Il Floreale, come dimostra anche la pluralità di denominazioni con cui viene indicato, è un fenomeno molto complesso, soprattutto perché vi coesistono elementi contraddittori, come ad esempio il naturalismo e l'astrazione, intenti di funzionalità e ricchezza di decorativismo, istanze socialisteggianti e forme estetizzanti.

La nuova arte cercava la Bellezza nell'artificio sempre più abile e raro, oppure, all'opposto, in una sobrietà che assicurasse alla forma di mobili ed oggetti nuova funzionalità e una più elevata possibilità di vasta riproducibilità.

Con il tempo la sinuosità ricalcata sulla natura dell'originario decorativismo dell'Art Nouveau-Jungendstil di origine franco belga, cedette il passo alla linea geometrica ed astratta. In sostanza il Floreale, dopo aver operato una rottura radicale con la tradizione accademica dell'Ottocento, ha costituito la premessa per le successive espressioni dell'Arte Moderna. In architettura gettò le radici del protorazionalismo.

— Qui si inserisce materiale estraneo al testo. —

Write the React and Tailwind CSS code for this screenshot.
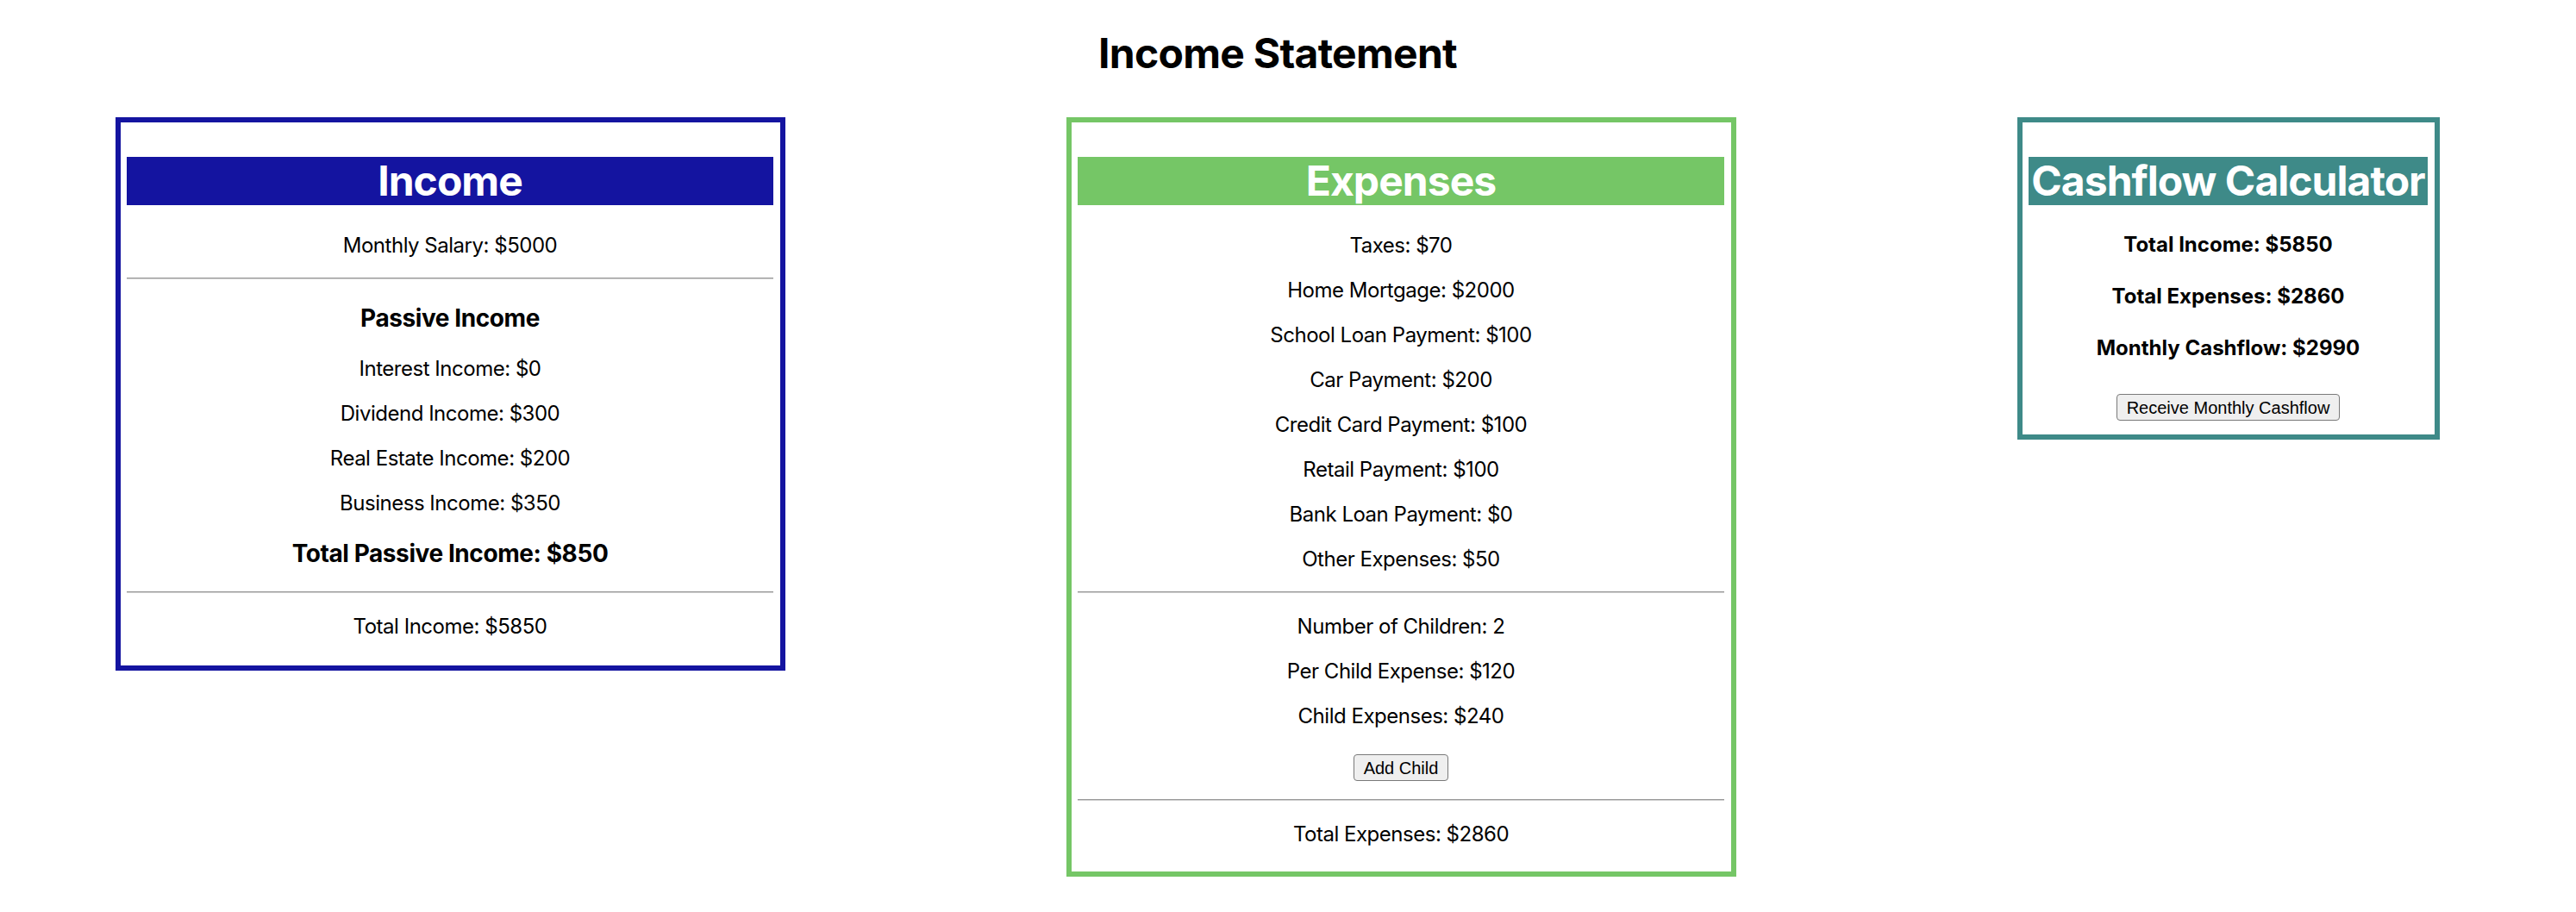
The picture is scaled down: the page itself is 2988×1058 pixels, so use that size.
import React from "react";

function Row({ children, className = "" }) {
  return (
    <p className={`text-[24px] leading-[28px] tracking-[-0.02em] text-black ${className}`}>{children}</p>
  );
}

function Hr({ className = "" }) {
  return (
    <div
      className={`h-[2px] w-full border-t border-b border-t-[#999999] border-b-[#cfcfcf] ${className}`}
    />
  );
}

function Btn({ children, className = "" }) {
  return (
    <button
      className={`self-center h-[31px] px-[11px] rounded-[4px] border border-[#7a7a7a] bg-[#efefef] text-[20px] leading-none text-black font-['Liberation_Sans',Arial,sans-serif] ${className}`}
    >
      {children}
    </button>
  );
}

function Heading({ children, bg }) {
  return (
    <h2
      className={`mt-[33px] h-[56px] ${bg} text-white text-[48px] leading-[56px] font-bold tracking-[-0.02em] whitespace-nowrap text-center`}
    >
      {children}
    </h2>
  );
}

export default function App() {
  return (
    <div className="w-[2964px] bg-white font-[Inter,'Noto_Sans',sans-serif] text-black pb-[40px]">
      <h1 className="mt-[33px] text-center text-[48px] leading-[58px] font-bold tracking-[-0.015em]">
        Income Statement
      </h1>
      <div className="mt-[45px] px-[134px] flex justify-between items-start">
        {/* Income */}
        <div className="w-[777px] border-[6px] border-[#1414a0] pl-[7px] pr-[8px] pt-[7px] pb-[31px] flex flex-col text-center">
          <Heading bg="bg-[#1414a0]">Income</Heading>
          <Row className="mt-[33px]">Monthly Salary: $5000</Row>
          <Hr className="mt-[23px]" />
          <h3 className="mt-[28px] text-[28px] leading-[34px] font-bold tracking-[-0.015em]">Passive Income</h3>
          <Row className="mt-[28px]">Interest Income: $0</Row>
          <Row className="mt-[24px]">Dividend Income: $300</Row>
          <Row className="mt-[24px]">Real Estate Income: $200</Row>
          <Row className="mt-[24px]">Business Income: $350</Row>
          <h3 className="mt-[27px] text-[28px] leading-[34px] font-bold tracking-[-0.015em]">
            Total Passive Income: $850
          </h3>
          <Hr className="mt-[27px]" />
          <Row className="mt-[25px]">Total Income: $5850</Row>
        </div>

        {/* Expenses */}
        <div className="w-[777px] border-[6px] border-[#75c666] pl-[7px] pr-[8px] pt-[7px] pb-[29px] flex flex-col text-center">
          <Heading bg="bg-[#75c666]">Expenses</Heading>
          <Row className="mt-[33px]">Taxes: $70</Row>
          <Row className="mt-[24px]">Home Mortgage: $2000</Row>
          <Row className="mt-[24px]">School Loan Payment: $100</Row>
          <Row className="mt-[24px]">Car Payment: $200</Row>
          <Row className="mt-[24px]">Credit Card Payment: $100</Row>
          <Row className="mt-[24px]">Retail Payment: $100</Row>
          <Row className="mt-[24px]">Bank Loan Payment: $0</Row>
          <Row className="mt-[24px]">Other Expenses: $50</Row>
          <Hr className="mt-[23px]" />
          <Row className="mt-[25px]">Number of Children: 2</Row>
          <Row className="mt-[24px]">Per Child Expense: $120</Row>
          <Row className="mt-[24px]">Child Expenses: $240</Row>
          <Btn className="mt-[30px]">Add Child</Btn>
          <Hr className="mt-[21px]" />
          <Row className="mt-[25px]">Total Expenses: $2860</Row>
        </div>

        {/* Cashflow */}
        <div className="w-[490px] border-[6px] border-[#3e8a88] pl-[7px] pr-[8px] pt-[7px] pb-[16px] flex flex-col text-center">
          <Heading bg="bg-[#3e8a88]">Cashflow Calculator</Heading>
          <h4 className="mt-[32px] text-[24px] leading-[28px] font-bold">Total Income: $5850</h4>
          <h4 className="mt-[32px] text-[24px] leading-[28px] font-bold">Total Expenses: $2860</h4>
          <h4 className="mt-[32px] text-[24px] leading-[28px] font-bold">Monthly Cashflow: $2990</h4>
          <Btn className="mt-[39px]">Receive Monthly Cashflow</Btn>
        </div>
      </div>
    </div>
  );
}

Il periodo d'oro della produzione di questo stile in Europa si è esaurito con gli inizi degli anni Venti; in Italia, e a Napoli in particolare, si è attardato lungo quel decennio.

Sul Floreale-Liberty negli anni successivi poi calò un’affrettata condanna dei critici d'arte, relegandolo per lungo tempo in soffitta, assieme a gran parte degli oggetti che aveva prodotto.